In December 2006, I organised a meeting on ‘The Ownership of Extraterrestrial Resources’ between Scottish opponents of the Treaty and the late Prof. Angus McAllister of Paisley University, whose novel Cyber Puppets I reviewed here  (ON, 22nd January, 2023), and I compared his Close Quarters to Kim Stanley Robinson’s Red Moon  (ON, 15th January, 2023).  But his real best-seller, because every law student needed a copy, was his unique textbook Scottish Law of Leases  (5th edition, Bloomsbury, 2021 – Fig. 4).  What was fascinating was the assumption of the other side that they knew far more than he did:  repeatedly they would begin an argument with a sweeping statement that “The law states that…”, only for the Professor to reply, politely but firmly, “I’m very sorry to have to contradict you, but…”  Despite the claims of the US space advocates, extracting minerals and using other resources under license is very common practise, and mining leases, especially international mining leases, are a specialist area of law in themselves.  After the meeting, one of his most vocal opponents sent me a detailed and aggressive statement of the ‘true’ position, by a lawyer attached to one of the US groups, which he said would ‘put me straight’ – but it just repeated the usual half-truths and prejudices, as if the Glasgow meeting had never taken place.  I replied, “It’s just as well that we know now what the real truth is”, and heard nothing further.

Fig. 4. Scottish Law of Leases, 5th edition, 2021

Between 2007 and 2018 the Google Lunar X-Prize competition offered a prize for the first privately funded team to land a robotic spacecraft on the Moon, travel 500 metres and send images back to Earth.  Of 33 attempting entrants, none made the final extended deadline, and only the Israeli SpaceIL’s Beresheet lander and the Japanese Hakuto-R have actually been launched to date, both crashing on final approach, with more attempts to come.  The US Astrobotic Peregrine and Griffin landers are coming, much bigger vehicles which already have dozens of contracts to deliver payloads to the Moon  (Fig. 5).  Peregrine is to launch on the Vulcan booster which Jeff Bezos’s Blue Origin company has developed as the USAF’s successor to Atlas V and Delta Heavy, being phased out after decades of service.  After a test stand explosion earlier this year, the Vulcan/Centaur V combination has now completed a successful static fire test, and the Peregrine launch is expected this summer.  The even larger Griffin will fly on Space-X’s Falcon Heavy, which already has 6 successful launches behind it.

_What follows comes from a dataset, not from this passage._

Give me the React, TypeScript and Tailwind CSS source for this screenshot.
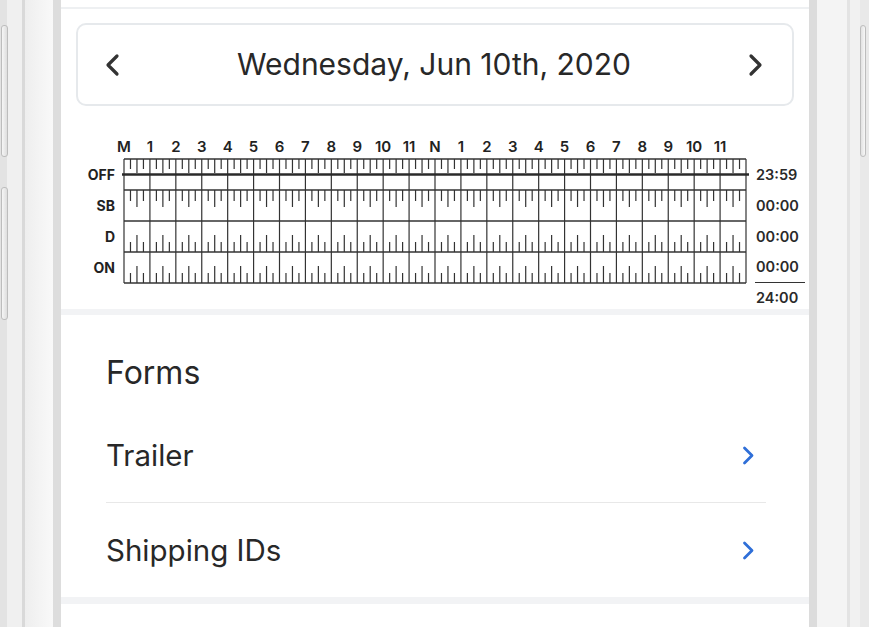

Fig. 5. Astrobotic Peregrine lander (front), Vulcan launch, Griffin lander for Falcon Heavy launch

Those probes are currently dedicated to scientific exploration only, but looking at the proposed landing sites for the Lunar X-Prize contenders  (Fig. 6), it’s not hard to see how unregulated commercial development could lead to the conflicts between private companies envisaged in Andy Weir’s second novel, Artemis  (Cornerstone, 2017 – Fig. 7). 

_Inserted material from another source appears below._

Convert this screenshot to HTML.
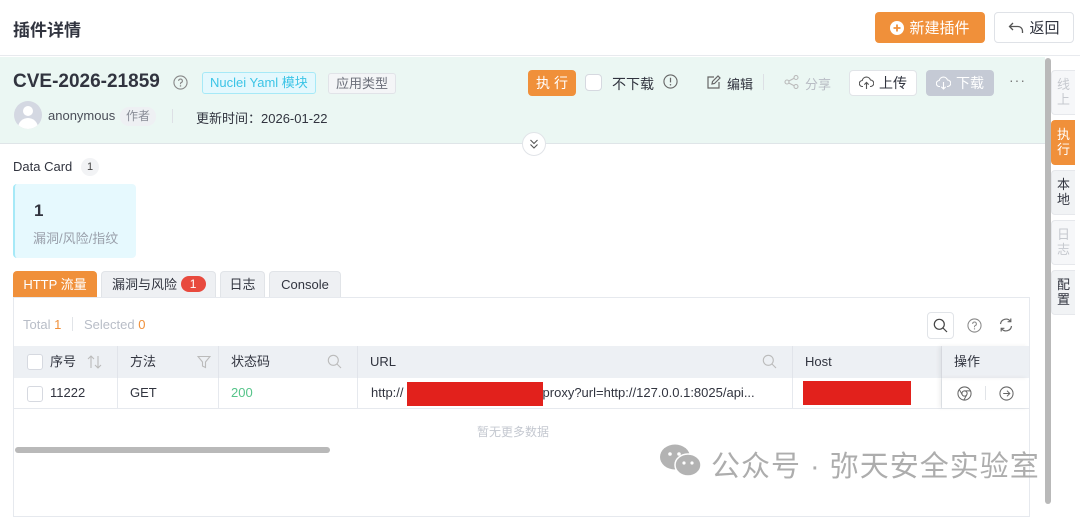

NASA has its own national programme with partners such as Intuitive Machines  (Fig. 8), with a Lunar Prospector and Lunar Transformer scheduled for polar landings.  China already has landers and rovers on both the Nearside and Farside of the Moon, Russia is scheduled to return to Mare Crisium this year with its much-delayed Luna 25, and ESA’s Project Aurora is developing a Polar Moonlander and a Large Logistics Module to start construction of a south polar base  (Fig. 9).  As all these programmes move forward into crewed missions and building permanent bases, it’s not hard to imagine the jockeying for key locations and the underlying threat of violence of Kim Stanley Robinson’s Red Moon  (Fig. 10).  

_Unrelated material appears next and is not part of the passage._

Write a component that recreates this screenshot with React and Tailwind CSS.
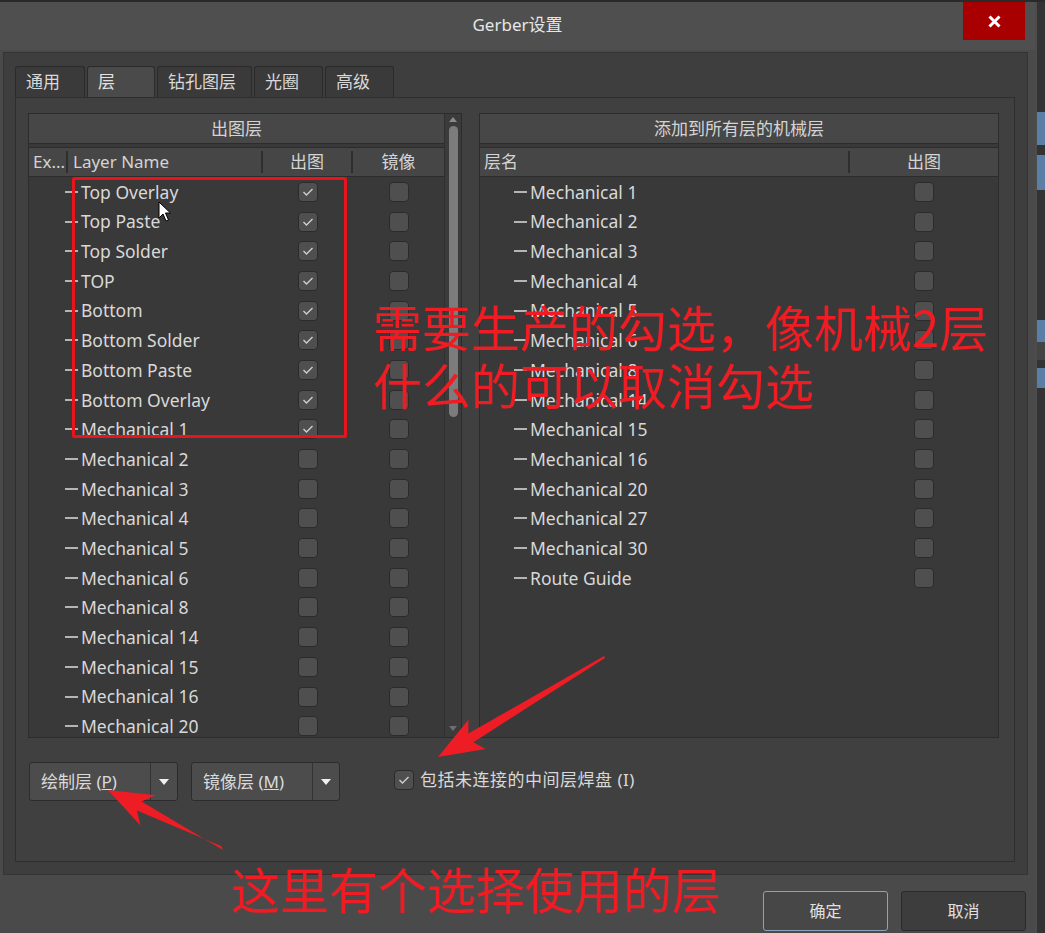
import React from "react"

const leftRows = [
  { name: "Top Overlay", on: true },
  { name: "Top Paste", on: true },
  { name: "Top Solder", on: true },
  { name: "TOP", on: true },
  { name: "Bottom", on: true },
  { name: "Bottom Solder", on: true },
  { name: "Bottom Paste", on: true },
  { name: "Bottom Overlay", on: true },
  { name: "Mechanical 1", on: true },
  { name: "Mechanical 2" },
  { name: "Mechanical 3" },
  { name: "Mechanical 4" },
  { name: "Mechanical 5" },
  { name: "Mechanical 6" },
  { name: "Mechanical 8" },
  { name: "Mechanical 14" },
  { name: "Mechanical 15" },
  { name: "Mechanical 16" },
  { name: "Mechanical 20" },
]

const rightRows = [
  "Mechanical 1",
  "Mechanical 2",
  "Mechanical 3",
  "Mechanical 4",
  "Mechanical 5",
  "Mechanical 6",
  "Mechanical 8",
  "Mechanical 14",
  "Mechanical 15",
  "Mechanical 16",
  "Mechanical 20",
  "Mechanical 27",
  "Mechanical 30",
  "Route Guide",
]

const tabs = [
  { label: "通用", w: "w-[70px]" },
  { label: "层", w: "w-[68px]", active: true },
  { label: "钻孔图层", w: "w-[95px]" },
  { label: "光圈", w: "w-[69px]" },
  { label: "高级", w: "w-[69px]" },
]

const Check = ({ on }) => (
  <div className="w-[20px] h-[20px] rounded-[4px] bg-[#4f4f4f] border border-[#2b2b2b] flex items-center justify-center">
    {on && (
      <svg width="12" height="10" viewBox="0 0 12 10">
        <path d="M1.5 5 L4.5 8 L10.5 2" fill="none" stroke="#cfcfcf" strokeWidth="1.4" />
      </svg>
    )}
  </div>
)

const Dash = () => <div className="w-[13px] h-[2px] bg-[#b5b5b5] mr-[3px]" />

const DropButton = ({ label, hot }) => (
  <div className="flex h-[39px] w-[149px] rounded-[3px] bg-[#4c4c4c] border border-[#2c2c2c] text-[17px] text-[#dadada]">
    <div className="flex-1 flex items-center pl-[11px] border-r border-[#333] whitespace-nowrap">
      {label}&nbsp;(<span className="underline">{hot}</span>)
    </div>
    <div className="w-[26px] flex items-center justify-center">
      <svg width="10" height="6" viewBox="0 0 10 6">
        <path d="M0 0 L10 0 L5 6 Z" fill="#f0f0f0" />
      </svg>
    </div>
  </div>
)

const App = () => {
  return (
    <div className="relative w-[1045px] h-[933px] overflow-hidden bg-[#2e2e2e] font-['Noto_Sans','Noto_Sans_CJK_SC',sans-serif] text-[#dadada]">
      <div className="h-[2px] bg-[#2a2a2a]" />
      <div className="flex h-[931px]">
        {/* dialog */}
        <div className="w-[1035px] flex flex-col bg-[#4a4a4a]">
          <div className="relative h-[48px] bg-[#4f4f4f] flex items-center justify-center">
            <span className="text-[17px] text-[#e6e6e6] -mt-[2px]">Gerber设置</span>
            <div className="absolute right-[10px] top-0 w-[62px] h-[38px] bg-[#a80000] flex items-center justify-center">
              <svg width="13" height="13" viewBox="0 0 13 13">
                <path d="M1.5 1.5 L11.5 11.5 M11.5 1.5 L1.5 11.5" stroke="#fff" strokeWidth="3" />
              </svg>
            </div>
          </div>

          <div className="mt-[2px] ml-[3px] w-[1025px] h-[823px] bg-[#3e3e3e] border border-[#343434] pt-[13px] pl-[11px]">
            {/* tabs */}
            <div className="flex gap-[2px] h-[31px] items-end">
              {tabs.map((t) => (
                <div
                  key={t.label}
                  className={`${t.w} h-[31px] rounded-t-[3px] border border-b-0 border-[#2a2a2a] flex items-center pl-[10px] text-[17px] ${
                    t.active ? "bg-[#4a4a4a] text-[#e2e2e2]" : "bg-[#3a3a3a] text-[#d8d8d8]"
                  }`}
                >
                  {t.label}
                </div>
              ))}
            </div>

            {/* tab panel */}
            <div className="w-[1000px] h-[765px] bg-[#404040] border border-[#2e2e2e] pt-[15px] pl-[12px]">
              <div className="flex gap-[17px] h-[625px]">
                {/* left group */}
                <div className="w-[434px] h-[625px] flex border border-[#2c2c2c] bg-[#393939] overflow-hidden">
                  <div className="w-[415px] flex flex-col">
                    <div className="h-[30px] bg-[#474747] border-b border-[#2c2c2c] flex items-center justify-center text-[17px] text-[#d4d4d4]">
                      出图层
                    </div>
                    <div className="h-[3px]" />
                    <div className="h-[30px] bg-[#464646] border-y border-[#2c2c2c] flex items-center text-[17px] text-[#d4d4d4]">
                      <div className="w-[39px] pl-[4px] border-r-2 border-[#2e2e2e] h-[22px] flex items-center">Ex...</div>
                      <div className="w-[195px] pl-[5px] border-r-2 border-[#2e2e2e] h-[22px] flex items-center">Layer Name</div>
                      <div className="w-[90px] border-r-2 border-[#2e2e2e] h-[22px] flex items-center justify-center">出图</div>
                      <div className="w-[91px] flex items-center justify-center">镜像</div>
                    </div>
                    <div className="flex-1 overflow-hidden">
                      {leftRows.map((r) => (
                        <div key={r.name} className="h-[29.7px] flex items-center text-[17.5px] text-[#d8d8d8]">
                          <div className="w-[234px] pl-[36px] flex items-center whitespace-nowrap">
                            <Dash />
                            {r.name}
                          </div>
                          <div className="w-[90px] flex justify-center">
                            <Check on={r.on} />
                          </div>
                          <div className="w-[91px] flex justify-center">
                            <Check />
                          </div>
                        </div>
                      ))}
                    </div>
                  </div>
                  {/* scrollbar */}
                  <div className="w-[19px] flex flex-col items-center bg-[#3b3b3b] border-l border-[#303030]">
                    <svg className="mt-[3px]" width="8" height="5" viewBox="0 0 8 5">
                      <path d="M0 5 L4 0 L8 5 Z" fill="#8a8a8a" />
                    </svg>
                    <div className="mt-[4px] w-[9px] h-[291px] rounded-full bg-[#7c7c7c]" />
                    <div className="flex-1" />
                    <svg className="mb-[6px]" width="8" height="5" viewBox="0 0 8 5">
                      <path d="M0 0 L8 0 L4 5 Z" fill="#6e6e6e" />
                    </svg>
                  </div>
                </div>

                {/* right group */}
                <div className="w-[520px] h-[625px] flex flex-col border border-[#2c2c2c] bg-[#393939] overflow-hidden">
                  <div className="h-[30px] bg-[#474747] border-b border-[#2c2c2c] flex items-center justify-center text-[17px] text-[#d4d4d4]">
                    添加到所有层的机械层
                  </div>
                  <div className="h-[3px]" />
                  <div className="h-[30px] bg-[#464646] border-y border-[#2c2c2c] flex items-center text-[17px] text-[#d4d4d4]">
                    <div className="w-[370px] pl-[4px] border-r-2 border-[#2e2e2e] h-[22px] flex items-center">层名</div>
                    <div className="flex-1 flex items-center justify-center">出图</div>
                  </div>
                  {rightRows.map((name) => (
                    <div key={name} className="h-[29.7px] flex items-center text-[17.5px] text-[#d8d8d8]">
                      <div className="w-[370px] pl-[34px] flex items-center whitespace-nowrap">
                        <Dash />
                        {name}
                      </div>
                      <div className="flex-1 flex justify-center">
                        <Check />
                      </div>
                    </div>
                  ))}
                </div>
              </div>

              {/* bottom controls */}
              <div className="flex items-center mt-[24px] pl-[1px]">
                <DropButton label="绘制层" hot="P" />
                <div className="w-[13px]" />
                <DropButton label="镜像层" hot="M" />
                <div className="ml-[54px] flex items-center gap-[6px] -mt-[4px]">
                  <Check on />
                  <span className="text-[17px] tracking-[0.5px] text-[#d8d8d8]">包括未连接的中间层焊盘 (I)</span>
                </div>
              </div>
            </div>
          </div>

          {/* footer buttons */}
          <div className="flex justify-end gap-[13px] pr-[9px] pt-[16px]">
            <div className="w-[125px] h-[40px] rounded-[3px] border border-[#8ea3bb] bg-[#474747] flex items-center justify-center text-[16px] text-[#e0e0e0]">
              确定
            </div>
            <div className="w-[125px] h-[40px] rounded-[3px] border border-[#2a2a2a] bg-[#3d3d3d] flex items-center justify-center text-[16px] text-[#e0e0e0]">
              取消
            </div>
          </div>
        </div>

        {/* neighbouring window edge */}
        <div className="flex-1 flex flex-col bg-[#333] border-l-2 border-[#4c4c4c]">
          <div className="h-[110px]" />
          <div className="h-[33px] bg-[#5b7ea6]" />
          <div className="h-[10px]" />
          <div className="h-[35px] bg-[#5b7ea6]" />
          <div className="h-[130px]" />
          <div className="h-[22px] bg-[#5b7ea6]" />
          <div className="h-[18px] bg-[#444]" />
          <div className="h-[8px]" />
          <div className="h-[20px] bg-[#5b7ea6]" />
        </div>
      </div>

      {/* annotations */}
      <div className="absolute left-[72px] top-[177px] w-[275px] h-[261px] border-[3px] border-[#e8141c] rounded-[2px]" />

      <svg className="absolute left-[158px] top-[201px]" width="14" height="22" viewBox="0 0 14 22">
        <path d="M1 1 L1 17 L5 13 L8 20 L10.5 19 L7.5 12 L12.5 12 Z" fill="#fff" stroke="#000" strokeWidth="1" />
      </svg>

      <div className="absolute left-[373px] top-[297px] text-[49px] leading-[58px] text-[#ef1c24] font-['Noto_Sans_CJK_SC',sans-serif] whitespace-nowrap">
        <div>需要生产的勾选，像机械2层</div>
        <div>什么的可以取消勾选</div>
      </div>

      <div className="absolute left-[231px] top-[859px] text-[49px] leading-[58px] text-[#ef1c24] font-['Noto_Sans_CJK_SC',sans-serif] whitespace-nowrap">
        这里有个选择使用的层
      </div>

      <svg className="absolute inset-0 pointer-events-none" width="1045" height="933" viewBox="0 0 1045 933">
        <polygon
          points="605,658 473.4,742.2 485.4,749.1 438,757 468.4,719.7 468.4,733.6 604,656"
          fill="#ee1c25"
        />
        <polygon
          points="223,850 141.5,801.4 155.8,795.3 108,790 140.4,825.5 136.9,810.4 221,846"
          fill="#ee1c25"
        />
      </svg>
    </div>
  )
}

export default App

Behind all that, there’s the unspoken threat from Third World nations, if they feel left out of whatever lunar bonanza ensues.  Any conflicts of that sort will take place on Earth, not the Moon.  They might begin with destruction of launch sites – the USA has only three, all of them coastal, and the installations of Kennedy Space Centre, scattered across a nature reserve, would be particularly hard to defend.  Bearing in mind what happened to Iraq in the aftermath of the Twin Towers attack, such a conflict could escalate a great deal further.

In 2015, in order to encourage innovation and provide assurances to its space investors, the United States passed the “U.S. Commercial Space Launch Competitiveness Act” (the “Space Resources Act”), in which it recognized the property rights of its citizens and corporations to any extracted space resources from asteroids and other celestial bodies.  It didn’t effect any change in the provisions of the 1967 UN Treaty, and commentators remarked that it relied on the vagueness of the Treaty’s wording to give the go-ahead to US industry while avoiding direct confrontation with the other states party to the Treaty.  In a December 2021 policy statement, United States Space Priorities Framework, the White House committed to:

“Preserving Space for Current and Future Generations

“As space activities evolve, the norms, rules, and principles that guide outer space activities also must evolve.  The United States will lead in the responsible, peaceful, and sustainable exploration and use of outer space.

“The United States will lead in strengthening global governance of space activities.  The United States will engage the international community to uphold and strengthen a rules-based international order for space.  The United States, working with commercial industry, allies, and partners, will promote the implementation of existing measures and lead in the development of new measures that contribute to the safety, stability, security, and long-term sustainability of space activities. The United States will demonstrate how space activities can be conducted in a responsible, peaceful, and sustainable manner.”

I would have been more encouraged if I hadn’t been interviewed nine months later by a US radio station whose presenters, I later learned, maintained that everything in space was US property;  NASA were traitors for cooperating with Europe;  all ESA members including Britain were communists;  President Biden was a Chinese puppet;  ‘and mair o’ horribu’ an’ awfu’, including claims that they spoke for the majority of the US public, and the overthrow of the government would not be long in coming.  As I used to say in the days when I read The Daily Telegraph for its science coverage, it’s important to be reminded that not everyone agrees with oneself about everything.